Telekom Malaysia makes correct call

Telekom Malaysia has launched Asia''s last major international bond deal of the year, relying on a strong Asian bid to counter telecoms fatigue in Europe and the US.

A $300 million 10 year offering for the Baa2/BBB-rated credit was priced last night in New York (Thursday) and upsized slightly from $250 million to take into account a $500 million order book.

Led by joint leads Deutsche Bank and Merrill Lynch, the offering came at 99.068 with a semi-annual coupon of 8% to yield 8.138%, or 262.5bp over Treasuries. Sold in euro 144a format with fees totalling 40bp, the deal also numbered four co-managers - ABN AMRO, Chase, Nomura and Salomon Smith Barney.

Bankers described the deal as well executed in trying market conditions. Events in Argentina and Turkey continue to overhang the emerging markets sector, while falling equity markets, prolonged uncertainty over the US Presidential election and general end of year fatigue have conspired to create a weak overall tone to the credit markets.

Above all else, however, the looming prospect of a $6 billion to $8 billion eurobond by British Telecom (BT) early next week has pushed all corporate spreads wider and monopolised attention. It has also provided a pricing benchmark for Telekom Malaysia, which despite being rated three notches lower, has been priced at indicative levels for BT's 10 year tranche.

In addition, BT's transaction incorporates numerous covenants and most importantly, step-up coupons in the event of ratings downgrades to the triple B level. At 25bp per notch downgrade, this potentially offers investors an extra 75bp in yield.

"Everyone has BT on the brain, but personally I would buy Telekom Malaysia any day because it carries less execution risk over the longer term," says one observer. "BT has the financial credentials of a BBB credit, but the rating agencies appear to be giving the management extra leeway for their de-leveraging strategy. However, indicative pricing levels suggest that the market is not buying this argument and it's not really very surprising when you consider that there's been no evidence of a successful de-leveraging strategy to date."

BT's main impact, however, has been to divert attention from Telekom, which ended up with a slightly larger Asian order book than originally intended. Bankers report a geographical distribution split of 67% Asia, 21% Europe and 12% US.

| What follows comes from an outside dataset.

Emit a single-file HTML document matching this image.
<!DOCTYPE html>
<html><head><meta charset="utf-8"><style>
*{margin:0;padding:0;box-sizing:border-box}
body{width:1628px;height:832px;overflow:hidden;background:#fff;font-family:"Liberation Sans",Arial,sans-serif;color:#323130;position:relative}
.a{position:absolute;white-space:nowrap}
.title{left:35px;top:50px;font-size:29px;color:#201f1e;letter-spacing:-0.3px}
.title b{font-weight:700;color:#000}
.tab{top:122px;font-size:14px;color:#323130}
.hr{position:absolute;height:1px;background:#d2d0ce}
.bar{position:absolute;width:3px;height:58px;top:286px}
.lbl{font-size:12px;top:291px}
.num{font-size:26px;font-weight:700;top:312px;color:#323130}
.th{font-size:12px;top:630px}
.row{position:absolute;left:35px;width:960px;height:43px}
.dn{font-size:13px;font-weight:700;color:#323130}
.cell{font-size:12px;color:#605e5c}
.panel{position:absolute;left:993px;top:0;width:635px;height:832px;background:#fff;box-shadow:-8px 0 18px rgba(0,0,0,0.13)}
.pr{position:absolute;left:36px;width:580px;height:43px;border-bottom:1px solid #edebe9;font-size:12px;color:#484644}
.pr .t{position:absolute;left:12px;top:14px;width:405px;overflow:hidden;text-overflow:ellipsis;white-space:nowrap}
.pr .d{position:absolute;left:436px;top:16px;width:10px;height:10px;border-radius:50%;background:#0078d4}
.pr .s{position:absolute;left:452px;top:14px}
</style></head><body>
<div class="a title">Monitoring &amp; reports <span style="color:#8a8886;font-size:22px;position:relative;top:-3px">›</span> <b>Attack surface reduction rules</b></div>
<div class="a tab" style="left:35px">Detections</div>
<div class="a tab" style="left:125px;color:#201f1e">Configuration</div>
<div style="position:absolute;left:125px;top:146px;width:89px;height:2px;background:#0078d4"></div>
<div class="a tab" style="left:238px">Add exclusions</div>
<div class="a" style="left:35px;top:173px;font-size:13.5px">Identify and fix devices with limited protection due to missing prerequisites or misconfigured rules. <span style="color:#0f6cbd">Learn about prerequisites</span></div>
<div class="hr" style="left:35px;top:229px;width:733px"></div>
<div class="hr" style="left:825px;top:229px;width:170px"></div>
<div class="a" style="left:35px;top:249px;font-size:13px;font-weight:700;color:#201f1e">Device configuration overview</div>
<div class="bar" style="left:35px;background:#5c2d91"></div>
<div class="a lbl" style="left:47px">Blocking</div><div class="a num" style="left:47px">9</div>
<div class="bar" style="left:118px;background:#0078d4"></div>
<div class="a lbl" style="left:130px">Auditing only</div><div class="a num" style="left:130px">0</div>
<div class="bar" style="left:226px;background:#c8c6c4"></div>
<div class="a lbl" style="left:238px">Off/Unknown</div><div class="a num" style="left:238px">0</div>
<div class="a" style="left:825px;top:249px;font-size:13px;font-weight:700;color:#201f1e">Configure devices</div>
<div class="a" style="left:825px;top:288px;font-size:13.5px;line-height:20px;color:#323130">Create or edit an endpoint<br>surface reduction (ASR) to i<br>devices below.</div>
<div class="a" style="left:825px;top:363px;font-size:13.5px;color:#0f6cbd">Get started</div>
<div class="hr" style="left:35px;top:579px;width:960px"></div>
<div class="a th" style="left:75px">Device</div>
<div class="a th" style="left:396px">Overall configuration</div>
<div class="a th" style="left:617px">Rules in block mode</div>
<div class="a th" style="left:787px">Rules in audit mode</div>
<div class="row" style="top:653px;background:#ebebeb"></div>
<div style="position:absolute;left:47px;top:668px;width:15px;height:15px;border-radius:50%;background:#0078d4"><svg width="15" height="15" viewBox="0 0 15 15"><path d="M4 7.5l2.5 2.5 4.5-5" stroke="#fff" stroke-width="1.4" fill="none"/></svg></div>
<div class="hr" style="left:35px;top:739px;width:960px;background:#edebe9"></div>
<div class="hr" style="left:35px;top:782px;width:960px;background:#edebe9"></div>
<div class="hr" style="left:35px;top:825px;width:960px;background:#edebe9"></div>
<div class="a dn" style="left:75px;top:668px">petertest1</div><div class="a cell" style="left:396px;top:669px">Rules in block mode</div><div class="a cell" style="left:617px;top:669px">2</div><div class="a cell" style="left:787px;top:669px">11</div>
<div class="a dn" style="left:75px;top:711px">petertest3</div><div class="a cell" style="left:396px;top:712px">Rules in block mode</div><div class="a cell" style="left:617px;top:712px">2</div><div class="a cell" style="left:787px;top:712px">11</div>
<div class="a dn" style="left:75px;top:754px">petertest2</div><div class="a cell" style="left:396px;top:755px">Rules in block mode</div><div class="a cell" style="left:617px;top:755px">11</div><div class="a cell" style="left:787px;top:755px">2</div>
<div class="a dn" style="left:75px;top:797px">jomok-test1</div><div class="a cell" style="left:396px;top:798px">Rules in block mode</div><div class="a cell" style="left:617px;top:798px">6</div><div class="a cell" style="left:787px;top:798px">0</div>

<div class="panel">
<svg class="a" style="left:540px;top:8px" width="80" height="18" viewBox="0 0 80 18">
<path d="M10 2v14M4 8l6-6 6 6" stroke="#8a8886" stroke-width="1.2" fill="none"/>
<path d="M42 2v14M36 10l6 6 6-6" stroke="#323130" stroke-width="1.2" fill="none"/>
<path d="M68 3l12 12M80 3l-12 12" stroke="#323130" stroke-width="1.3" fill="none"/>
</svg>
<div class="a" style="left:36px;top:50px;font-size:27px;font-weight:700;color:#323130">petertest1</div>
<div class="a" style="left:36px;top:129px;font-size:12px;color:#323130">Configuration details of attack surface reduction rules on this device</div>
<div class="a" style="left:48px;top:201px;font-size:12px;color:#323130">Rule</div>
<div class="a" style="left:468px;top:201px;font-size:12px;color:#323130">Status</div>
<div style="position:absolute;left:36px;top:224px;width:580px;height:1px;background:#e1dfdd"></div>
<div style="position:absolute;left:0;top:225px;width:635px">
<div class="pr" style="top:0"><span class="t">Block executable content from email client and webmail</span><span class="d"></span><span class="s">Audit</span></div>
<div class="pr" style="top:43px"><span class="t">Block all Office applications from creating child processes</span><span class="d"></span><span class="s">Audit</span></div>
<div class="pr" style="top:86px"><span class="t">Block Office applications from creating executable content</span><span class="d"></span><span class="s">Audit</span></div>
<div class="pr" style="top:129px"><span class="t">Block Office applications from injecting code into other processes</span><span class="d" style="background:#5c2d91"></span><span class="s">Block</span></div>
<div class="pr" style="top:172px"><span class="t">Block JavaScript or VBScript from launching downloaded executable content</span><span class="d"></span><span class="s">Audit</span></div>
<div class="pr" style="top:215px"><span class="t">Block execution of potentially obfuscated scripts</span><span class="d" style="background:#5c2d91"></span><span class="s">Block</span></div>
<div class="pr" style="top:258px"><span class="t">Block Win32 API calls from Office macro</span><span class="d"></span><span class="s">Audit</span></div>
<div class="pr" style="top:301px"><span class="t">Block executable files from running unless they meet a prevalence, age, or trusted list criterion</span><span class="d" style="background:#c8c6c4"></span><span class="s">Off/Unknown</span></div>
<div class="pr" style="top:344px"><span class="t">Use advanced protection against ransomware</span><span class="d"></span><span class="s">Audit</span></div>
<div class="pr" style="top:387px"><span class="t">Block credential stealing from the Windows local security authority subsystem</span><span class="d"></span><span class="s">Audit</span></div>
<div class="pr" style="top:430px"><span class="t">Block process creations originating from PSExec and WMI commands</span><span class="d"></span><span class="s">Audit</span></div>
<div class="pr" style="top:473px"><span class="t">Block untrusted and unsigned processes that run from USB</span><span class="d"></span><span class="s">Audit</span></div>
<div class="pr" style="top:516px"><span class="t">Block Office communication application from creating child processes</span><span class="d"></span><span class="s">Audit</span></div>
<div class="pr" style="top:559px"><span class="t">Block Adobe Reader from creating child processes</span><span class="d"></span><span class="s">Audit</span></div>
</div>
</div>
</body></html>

About 60 tickets were counted, most of which fall in the $5 million to $15 million range. Asian demand is also said to have been fairly evenly balanced, with bank buyers predominating in Japan and Korea and institutional accounts in Singapore and Hong Kong. There are said to have been a couple of asset swap orders and a few switches, but mostly cash.

"Investors are still sitting on a lot of cash, but it's the end of the year and they are being quite cautious where they put it," one banker reflects.

At 262.5bp, Telekom has come at a roughly 24.5bp premium to the Federation of Malaysia's 2009 bond, which was trading at 238bp/235bp at the time of pricing. Most DCM professionals were either expecting a premium around this level, or slightly wider after the sovereign softened 8bp to 10bp in the two days prior to pricing.

On Tuesday, the two leads went out with preliminary price guidance at the 265bp mark. This was followed on Wednesday when the book opened in Asia, by a narrowed range of 260bp to 262.5bp. At the close of the Asian book later that day, the 09 was trading at 232bp/227bp, but had widened out to 235bp/230bp by the time New York closed. Yesterday, (Thursday), it gapped out a further 3bp.

Telekom itself has a 2005 issue outstanding, trading around the 213bp mark at pricing. The telecommunications credit has averaged a 15bp premium to theoretical levels for a Malaysia 2005 in recent weeks. When this is considered alongside about 8bp to 10bp on the credit curve for an extra year's maturity to 2010, plus the standard requirement for a 10bp to 15bp new issue premium, final pricing appears relatively aggressive.

Small in size and benefitting from the region's lack of supply, the deal has been deemed a success by observers. As one banker concludes, "The issuer is very happy with the execution of this deal. It came tight relative to the sovereign and managed to do so on a day when market conditions have been far from easy."